BeReal became a glimmer in marketer’s eyes late last year as the industry grappled with then-Twitter’s hostile takeover and Meta’s unhappy investors, leaving many looking for the next social media heavyweight. Although the app launched without ad units, it offered marketers like Chipotle, e.l.f Cosmetics and Shake Shack a chance to connect with its growing user base and embed themselves in yet another digital community.
Since the beginning of this year, the BeReal hype seems to have died down. Marketers say client interest has dissipated. The platform itself touts 25 million daily active users. But looking at the numbers from a monthly active user perspective rather than a daily active user perspective, according to the Business of Apps, BeReal’s monthly active users fell from 73.5 million in August 2022 to 33.3 million this March.
“At this point, it seems like we’re in a holding period with clients waiting to see if BeReal is a passing trend or if the platform is capable of evolving to recapture its earlier audience and grow beyond that initial hype,” Monica Chun, chief client officer and president of Brand Advisory at Acceleration Community of Companies, a community of media, marketing, and communications companies, said in an email.

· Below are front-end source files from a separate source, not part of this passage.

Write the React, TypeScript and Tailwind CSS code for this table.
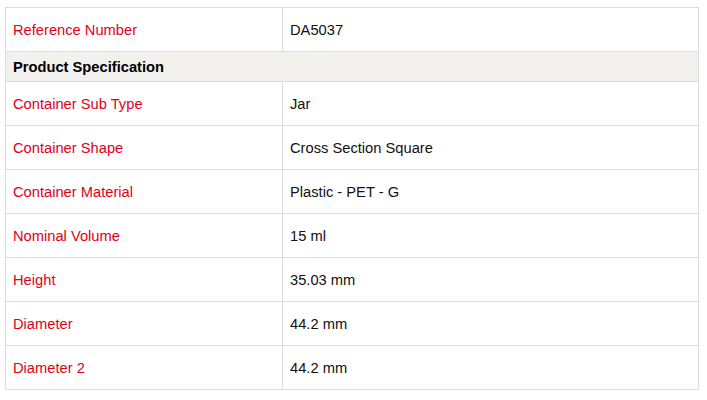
import React from 'react';

const rows: [string, string][] = [
  ['Container Sub Type', 'Jar'],
  ['Container Shape', 'Cross Section Square'],
  ['Container Material', 'Plastic - PET - G'],
  ['Nominal Volume', '15 ml'],
  ['Height', '35.03 mm'],
  ['Diameter', '44.2 mm'],
  ['Diameter 2', '44.2 mm'],
];

const App: React.FC = () => {
  return (
    <div className="w-[707px] h-[400px] bg-white pl-[5px] pt-[7px] font-['Liberation_Sans',Arial,sans-serif] text-[14.7px]">
      <table className="w-[694px] border-collapse">
        <tbody>
          <tr className="h-[44px]">
            <td className="w-[277px] border border-[#dddddd] px-[7px] pt-[2px] text-[#e2001a]">Reference Number</td>
            <td className="border border-[#dddddd] px-[7px] pt-[2px] text-[#111]">DA5037</td>
          </tr>
          <tr className="h-[30px] bg-[#f2f1ee]">
            <td colSpan={2} className="border border-[#dddddd] px-[7px] pt-[1px] font-bold text-black">
              Product Specification
            </td>
          </tr>
          {rows.map(([label, value]) => (
            <tr key={label} className="h-[44px]">
              <td className="w-[277px] border border-[#dddddd] px-[7px] pt-[2px] text-[#e2001a]">{label}</td>
              <td className="border border-[#dddddd] px-[7px] pt-[2px] text-[#111]">{value}</td>
            </tr>
          ))}
        </tbody>
      </table>
    </div>
  );
};

export default App;
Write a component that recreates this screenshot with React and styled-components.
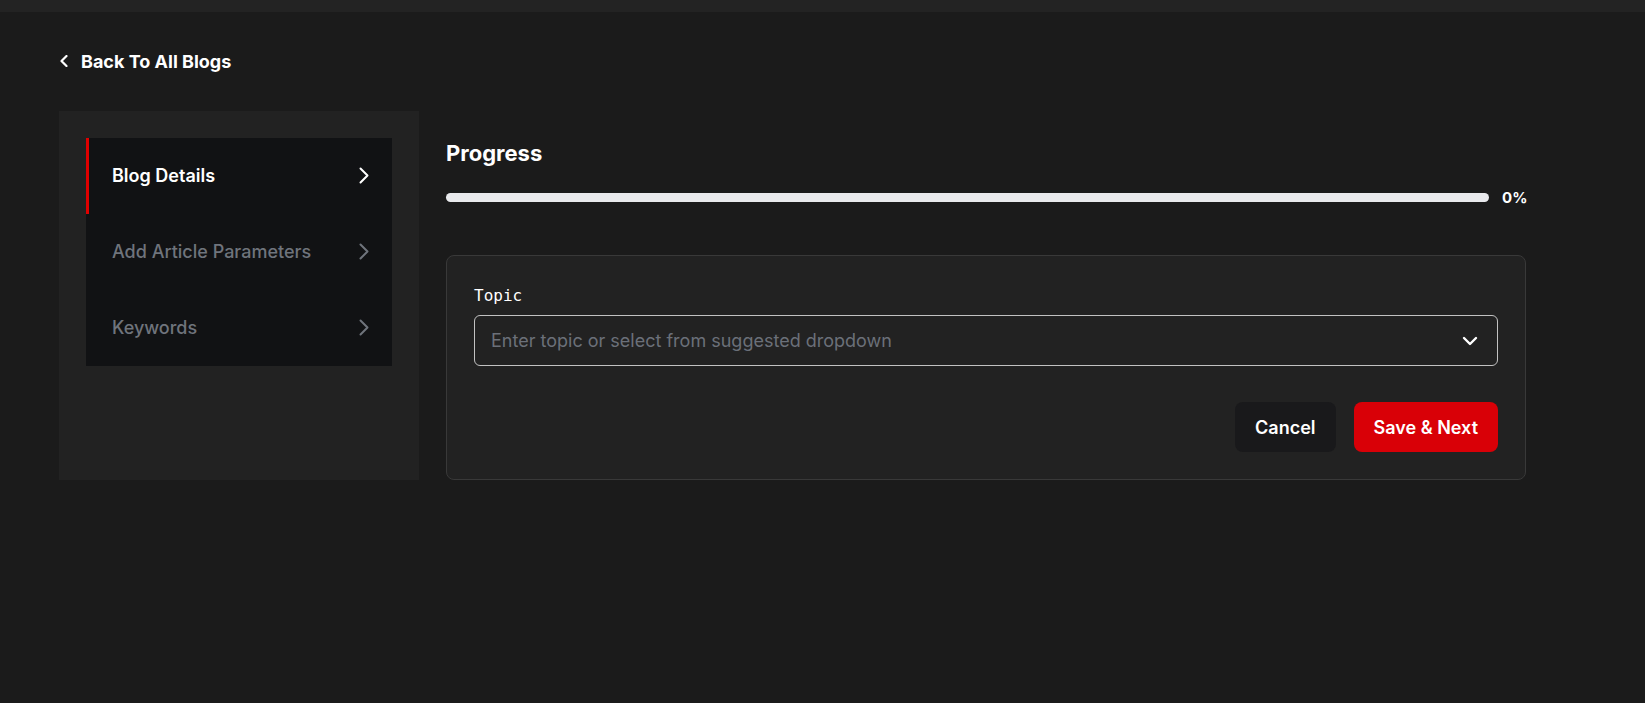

BeReal has been notoriously quiet, not offering public interviews or commentary. Thus, leaving news outlets to speculate about upcoming product features and ad opportunities. The app declined interviews, though stories about the platform were published in The New York Times, Rolling Stone and Digiday. Per Hislop, the app has spent the last year stabilizing the product and internalizing user feedback around marketing campaign ideas and interest in brand presences on BeReal.
“Our only real focus is on people and close friends and close friend relationships,” he said, echoing a company sentiment in its press release about the app’s usage statistics and revenue figures. “We’re still very happy to invite brands to try and disrupt that landscape. But it’s not a priority for us right now.”
Advertisers aren’t worried about the timeline.
“Our job as marketers is to connect brands to audiences. So even though it wasn’t a welcoming space for brands at the beginning, definitely won’t detour us,” said Grace Hoy, director of social strategy at VMLY&R. “We’ll revisit those conversations and reopen the door.” The agency isn’t currently using BeReal for any clients, who are more interested in Meta’s Threads at the moment, per Hoy.
Marketers aim to be where culture is happening, and if BeReal lands itself back in the zeitgeist, marketers won’t be far behind, moving to roll out organic plays to get in front of online communities and BeReal’s young user base. However, there’s skepticism about how long the app will maintain buzz.
“If they become part of the culture again, even if it’s very small, especially, who their market is, we’re going to see marketers and advertisers jump on that wave,” said Micah Freedman, vp of growth at Ruckus digital agency. “The skeptic in me is saying that it probably will end up a little more than one foot in the grave. We’ll see if the brand campaign will be the shot they need.”